= WRITTEN EXERCISE =
Can you transcribe every entry word for word, skipping the images?

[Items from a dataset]
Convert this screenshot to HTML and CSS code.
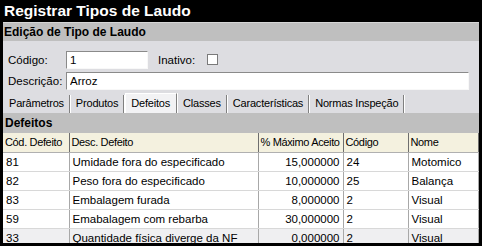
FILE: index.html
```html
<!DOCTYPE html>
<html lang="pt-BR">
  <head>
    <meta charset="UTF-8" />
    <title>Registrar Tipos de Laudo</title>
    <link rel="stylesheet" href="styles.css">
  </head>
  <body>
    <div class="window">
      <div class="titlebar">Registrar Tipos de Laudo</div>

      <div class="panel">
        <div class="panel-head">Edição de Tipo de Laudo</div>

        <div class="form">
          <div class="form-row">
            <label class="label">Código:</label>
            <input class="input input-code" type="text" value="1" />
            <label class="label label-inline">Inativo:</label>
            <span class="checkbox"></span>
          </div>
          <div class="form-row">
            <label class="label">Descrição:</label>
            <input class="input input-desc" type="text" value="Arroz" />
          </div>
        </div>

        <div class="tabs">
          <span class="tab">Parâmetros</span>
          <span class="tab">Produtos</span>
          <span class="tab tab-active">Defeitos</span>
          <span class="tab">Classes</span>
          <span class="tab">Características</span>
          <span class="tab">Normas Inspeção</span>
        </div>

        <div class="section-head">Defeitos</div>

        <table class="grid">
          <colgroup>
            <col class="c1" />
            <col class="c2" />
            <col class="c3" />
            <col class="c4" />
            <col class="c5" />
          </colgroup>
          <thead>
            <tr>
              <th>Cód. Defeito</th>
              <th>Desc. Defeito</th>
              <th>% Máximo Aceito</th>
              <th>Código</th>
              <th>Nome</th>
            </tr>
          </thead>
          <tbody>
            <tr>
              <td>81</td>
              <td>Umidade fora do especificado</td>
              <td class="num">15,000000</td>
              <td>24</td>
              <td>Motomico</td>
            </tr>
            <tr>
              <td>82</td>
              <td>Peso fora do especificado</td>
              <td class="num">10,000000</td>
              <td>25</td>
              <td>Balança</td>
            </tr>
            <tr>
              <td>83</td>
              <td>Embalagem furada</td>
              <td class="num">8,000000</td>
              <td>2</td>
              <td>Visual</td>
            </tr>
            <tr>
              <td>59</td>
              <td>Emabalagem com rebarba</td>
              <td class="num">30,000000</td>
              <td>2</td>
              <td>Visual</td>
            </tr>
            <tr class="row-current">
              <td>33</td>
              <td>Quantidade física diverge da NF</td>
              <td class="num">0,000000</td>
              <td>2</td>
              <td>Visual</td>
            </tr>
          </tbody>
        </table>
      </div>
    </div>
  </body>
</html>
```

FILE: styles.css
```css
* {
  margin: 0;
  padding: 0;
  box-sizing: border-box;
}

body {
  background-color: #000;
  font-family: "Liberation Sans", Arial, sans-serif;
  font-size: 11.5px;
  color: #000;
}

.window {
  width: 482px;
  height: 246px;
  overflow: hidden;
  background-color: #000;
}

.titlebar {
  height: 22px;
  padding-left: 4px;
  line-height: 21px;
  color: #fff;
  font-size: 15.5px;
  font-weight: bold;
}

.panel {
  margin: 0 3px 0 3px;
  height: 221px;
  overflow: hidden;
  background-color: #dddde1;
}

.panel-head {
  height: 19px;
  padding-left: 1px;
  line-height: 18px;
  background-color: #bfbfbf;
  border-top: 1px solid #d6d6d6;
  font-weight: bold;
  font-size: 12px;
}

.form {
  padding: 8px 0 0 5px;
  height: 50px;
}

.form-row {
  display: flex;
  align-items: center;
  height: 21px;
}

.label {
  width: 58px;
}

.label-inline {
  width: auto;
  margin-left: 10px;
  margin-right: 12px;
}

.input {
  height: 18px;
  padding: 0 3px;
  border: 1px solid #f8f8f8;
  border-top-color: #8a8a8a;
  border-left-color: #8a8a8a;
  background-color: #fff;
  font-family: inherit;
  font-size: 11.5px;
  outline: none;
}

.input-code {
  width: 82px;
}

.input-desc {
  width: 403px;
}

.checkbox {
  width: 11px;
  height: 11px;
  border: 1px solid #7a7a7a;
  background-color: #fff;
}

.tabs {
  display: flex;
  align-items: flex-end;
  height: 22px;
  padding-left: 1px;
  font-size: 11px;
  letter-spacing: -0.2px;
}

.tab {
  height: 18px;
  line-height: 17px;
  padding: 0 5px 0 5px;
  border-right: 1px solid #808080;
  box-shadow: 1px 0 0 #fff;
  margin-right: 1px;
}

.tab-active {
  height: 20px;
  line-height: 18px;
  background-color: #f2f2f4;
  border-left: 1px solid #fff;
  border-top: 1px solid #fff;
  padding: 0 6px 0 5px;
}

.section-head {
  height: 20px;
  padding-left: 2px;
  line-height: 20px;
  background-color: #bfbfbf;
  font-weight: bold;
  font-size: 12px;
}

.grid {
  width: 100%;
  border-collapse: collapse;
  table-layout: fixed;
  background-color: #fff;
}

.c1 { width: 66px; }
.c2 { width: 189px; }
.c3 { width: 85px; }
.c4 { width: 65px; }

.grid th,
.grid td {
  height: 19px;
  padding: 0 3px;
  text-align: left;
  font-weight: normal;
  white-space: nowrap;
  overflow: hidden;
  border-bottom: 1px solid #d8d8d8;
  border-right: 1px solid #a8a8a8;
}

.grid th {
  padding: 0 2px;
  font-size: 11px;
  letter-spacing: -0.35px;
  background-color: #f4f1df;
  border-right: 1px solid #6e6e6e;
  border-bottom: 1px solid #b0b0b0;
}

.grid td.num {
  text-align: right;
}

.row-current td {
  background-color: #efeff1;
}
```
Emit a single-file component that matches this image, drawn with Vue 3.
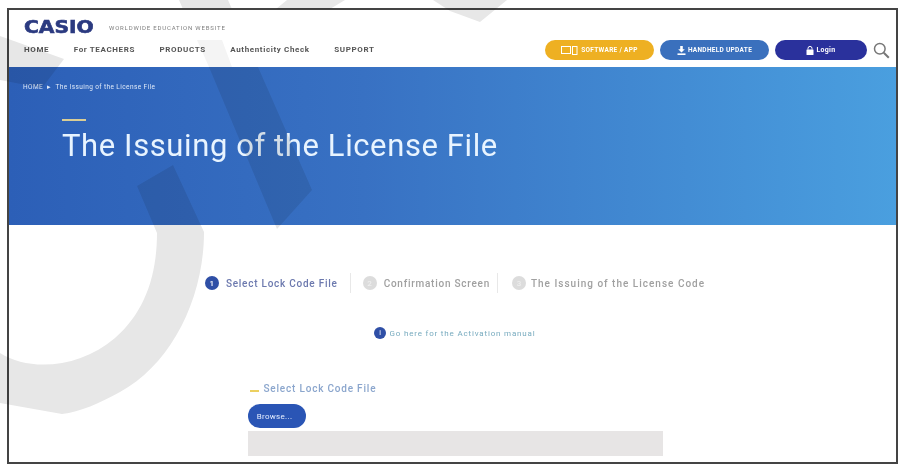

= REPLY =
Convert this screenshot to HTML and CSS code.
FILE: index.html
```html
<!DOCTYPE html>
<html lang="pt-BR">
  <head>
    <meta charset="UTF-8" />
    <title>Registrar Tipos de Laudo</title>
    <link rel="stylesheet" href="styles.css">
  </head>
  <body>
    <div class="window">
      <div class="titlebar">Registrar Tipos de Laudo</div>

      <div class="panel">
        <div class="panel-head">Edição de Tipo de Laudo</div>

        <div class="form">
          <div class="form-row">
            <label class="label">Código:</label>
            <input class="input input-code" type="text" value="1" />
            <label class="label label-inline">Inativo:</label>
            <span class="checkbox"></span>
          </div>
          <div class="form-row">
            <label class="label">Descrição:</label>
            <input class="input input-desc" type="text" value="Arroz" />
          </div>
        </div>

        <div class="tabs">
          <span class="tab">Parâmetros</span>
          <span class="tab">Produtos</span>
          <span class="tab tab-active">Defeitos</span>
          <span class="tab">Classes</span>
          <span class="tab">Características</span>
          <span class="tab">Normas Inspeção</span>
        </div>

        <div class="section-head">Defeitos</div>

        <table class="grid">
          <colgroup>
            <col class="c1" />
            <col class="c2" />
            <col class="c3" />
            <col class="c4" />
            <col class="c5" />
          </colgroup>
          <thead>
            <tr>
              <th>Cód. Defeito</th>
              <th>Desc. Defeito</th>
              <th>% Máximo Aceito</th>
              <th>Código</th>
              <th>Nome</th>
            </tr>
          </thead>
          <tbody>
            <tr>
              <td>81</td>
              <td>Umidade fora do especificado</td>
              <td class="num">15,000000</td>
              <td>24</td>
              <td>Motomico</td>
            </tr>
            <tr>
              <td>82</td>
              <td>Peso fora do especificado</td>
              <td class="num">10,000000</td>
              <td>25</td>
              <td>Balança</td>
            </tr>
            <tr>
              <td>83</td>
              <td>Embalagem furada</td>
              <td class="num">8,000000</td>
              <td>2</td>
              <td>Visual</td>
            </tr>
            <tr>
              <td>59</td>
              <td>Emabalagem com rebarba</td>
              <td class="num">30,000000</td>
              <td>2</td>
              <td>Visual</td>
            </tr>
            <tr class="row-current">
              <td>33</td>
              <td>Quantidade física diverge da NF</td>
              <td class="num">0,000000</td>
              <td>2</td>
              <td>Visual</td>
            </tr>
          </tbody>
        </table>
      </div>
    </div>
  </body>
</html>
```

FILE: styles.css
```css
* {
  margin: 0;
  padding: 0;
  box-sizing: border-box;
}

body {
  background-color: #000;
  font-family: "Liberation Sans", Arial, sans-serif;
  font-size: 11.5px;
  color: #000;
}

.window {
  width: 482px;
  height: 246px;
  overflow: hidden;
  background-color: #000;
}

.titlebar {
  height: 22px;
  padding-left: 4px;
  line-height: 21px;
  color: #fff;
  font-size: 15.5px;
  font-weight: bold;
}

.panel {
  margin: 0 3px 0 3px;
  height: 221px;
  overflow: hidden;
  background-color: #dddde1;
}

.panel-head {
  height: 19px;
  padding-left: 1px;
  line-height: 18px;
  background-color: #bfbfbf;
  border-top: 1px solid #d6d6d6;
  font-weight: bold;
  font-size: 12px;
}

.form {
  padding: 8px 0 0 5px;
  height: 50px;
}

.form-row {
  display: flex;
  align-items: center;
  height: 21px;
}

.label {
  width: 58px;
}

.label-inline {
  width: auto;
  margin-left: 10px;
  margin-right: 12px;
}

.input {
  height: 18px;
  padding: 0 3px;
  border: 1px solid #f8f8f8;
  border-top-color: #8a8a8a;
  border-left-color: #8a8a8a;
  background-color: #fff;
  font-family: inherit;
  font-size: 11.5px;
  outline: none;
}

.input-code {
  width: 82px;
}

.input-desc {
  width: 403px;
}

.checkbox {
  width: 11px;
  height: 11px;
  border: 1px solid #7a7a7a;
  background-color: #fff;
}

.tabs {
  display: flex;
  align-items: flex-end;
  height: 22px;
  padding-left: 1px;
  font-size: 11px;
  letter-spacing: -0.2px;
}

.tab {
  height: 18px;
  line-height: 17px;
  padding: 0 5px 0 5px;
  border-right: 1px solid #808080;
  box-shadow: 1px 0 0 #fff;
  margin-right: 1px;
}

.tab-active {
  height: 20px;
  line-height: 18px;
  background-color: #f2f2f4;
  border-left: 1px solid #fff;
  border-top: 1px solid #fff;
  padding: 0 6px 0 5px;
}

.section-head {
  height: 20px;
  padding-left: 2px;
  line-height: 20px;
  background-color: #bfbfbf;
  font-weight: bold;
  font-size: 12px;
}

.grid {
  width: 100%;
  border-collapse: collapse;
  table-layout: fixed;
  background-color: #fff;
}

.c1 { width: 66px; }
.c2 { width: 189px; }
.c3 { width: 85px; }
.c4 { width: 65px; }

.grid th,
.grid td {
  height: 19px;
  padding: 0 3px;
  text-align: left;
  font-weight: normal;
  white-space: nowrap;
  overflow: hidden;
  border-bottom: 1px solid #d8d8d8;
  border-right: 1px solid #a8a8a8;
}

.grid th {
  padding: 0 2px;
  font-size: 11px;
  letter-spacing: -0.35px;
  background-color: #f4f1df;
  border-right: 1px solid #6e6e6e;
  border-bottom: 1px solid #b0b0b0;
}

.grid td.num {
  text-align: right;
}

.row-current td {
  background-color: #efeff1;
}
```
Emit a single-file component that matches this image, drawn with Vue 3.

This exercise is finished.